La tuerie de Charlie et les coups de fouet de Raif, ça n'a rien à voir avec la religion. Ça a à voir avec le pouvoir. Celui qu'on impose par tous les moyens. Et l'Histoire foisonne d'exemples.
J'ai donc souri en entendant chanter Dubois. Si Dieu existe... Puis, je me suis demandé qui j'étais, moi. J'ai écrit « je suis Charlie » et « je suis Raif ». C'était une saine réaction momentanée. Mais moi, là-dedans, je suis qui? « Je suis François ». Un être qui croit en des valeurs comme la solidarité, l'équité et la transparence. Mais qui est bien conscient que tous ses actes ne concordent pas toujours avec ces valeurs. Je suis un imparfait qui, tant bien que mal, garde le cap sur des valeurs inclusives.

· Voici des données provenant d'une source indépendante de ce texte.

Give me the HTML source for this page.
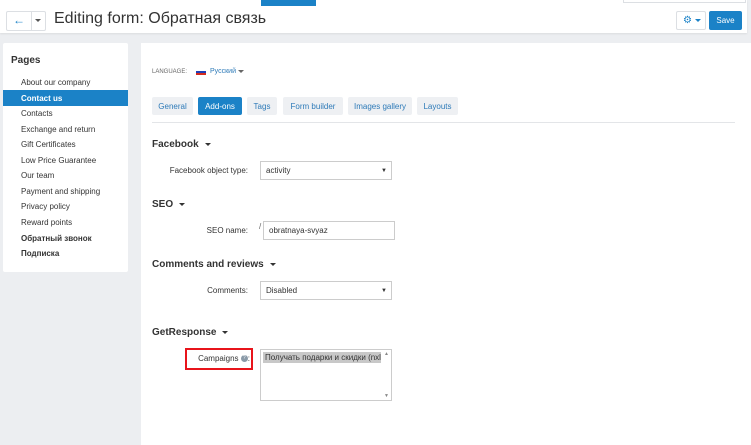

Et je me disais, à la fin de la toune, que l'Homme naît bon. Il apprend les comportements hostiles au cours de sa vie. Au fil des millénaires, Il a démontré qu'il est assez stupide pour organiser sa propre destruction. On dirait qu'Il n'apprend pas.
C'est là que Bidule m'a rappelé à la réalité du moment. Il a lancé Brassens : « Le temps ne fait rien à l'affaire, quand on est con, on est con ».
Ce doit être l'Univers qui manipule Bidule.
Clin d'œil de la semaine
Je suis... découragé. Mais pas abattu.